Zed Phils expects revenues to decline by 50% this year

Zed Philippines, the local unit of one of the world’s leading mobile content providers, said it expects its revenues to drop by as much as 50 percent this year due to the continuing delay by the National Telecommunications Commission (NTC) in addressing the issue of ownership regarding value-added service providers.

In an interview, Zed country manager Jay Paolo Adevoso said the NTC’s failure to decide on whether a 100-percent foreign-owned company such as theirs can operate as a content provider, has adversely affected Zed’s financial performance and expansion plans in the Philippines.

Zed provides content such as ringtones and wallpapers through leading mobile phone operator  Smart Communications Co. Inc. and does not have any direct contact with individual phone subscribers.

From P600 million in 2007, Zed’s revenues are forecast to go down to nearly P400 million this year due to higher expenses,  Adevoso said. “We will not do as well as last year. We would have been able to match last year’s revenues but this ownership issue has taken a toll on our financial performance.”

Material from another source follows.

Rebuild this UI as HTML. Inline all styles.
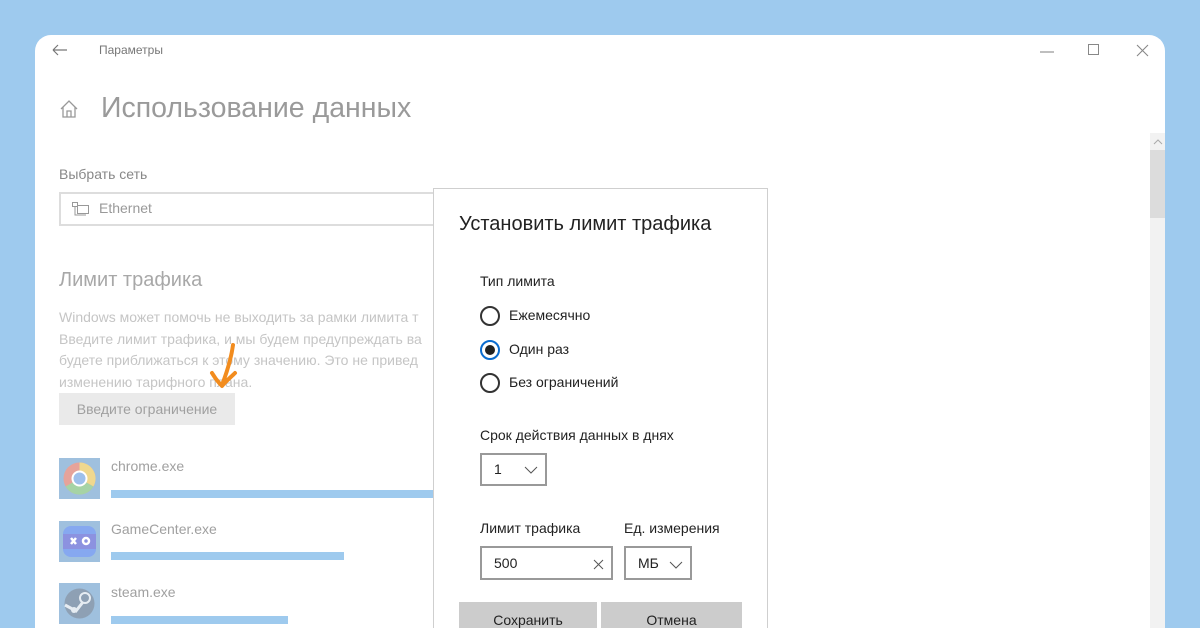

Adevoso said Zed has assumed all marketing expenses for its services after its partner Smart Communications Co. Inc. stopped promoting Zed.  “Smart used to spend P50 to P70 million a year to market Zed in TV and newspapers but these have all stopped when this ownership issue cropped up.  So we assumed all the marketing expenses.”

He said while the business remains healthy, the company’s expansion plans have been deterred by the ownership cap.

Adevoso said the group’s plan to make the Philippines as its regional hub may no longer push through given the unresolved ownership issue which has dragged on for two years.  He said the group is now looking at Malaysia as site for its regional headquarters.

“I don’t understand why this has dragged on for years.  We are willing to comply with all official rules, regulations and laws of the country but the absence of clear-cut rules has prevented us from moving forward,” Adevoso said.

“The NTC is currently holding evidentiary hearings but we don’t know when this is going to end.  So we’re hopeful that the NTC decides soon so we know what to do,” Adevoso added.

Adevoso said Zed has been unfairly singled out since Information Gateway, another company that is also 100-percent foreign-owned and currently the biggest content provider in the Philipines, has never been questioned.

The mobile phone content business reportedly chalks in revenues of around  P8 billion per year and contributes a significant amount of revenues to the national coffers and to local employment.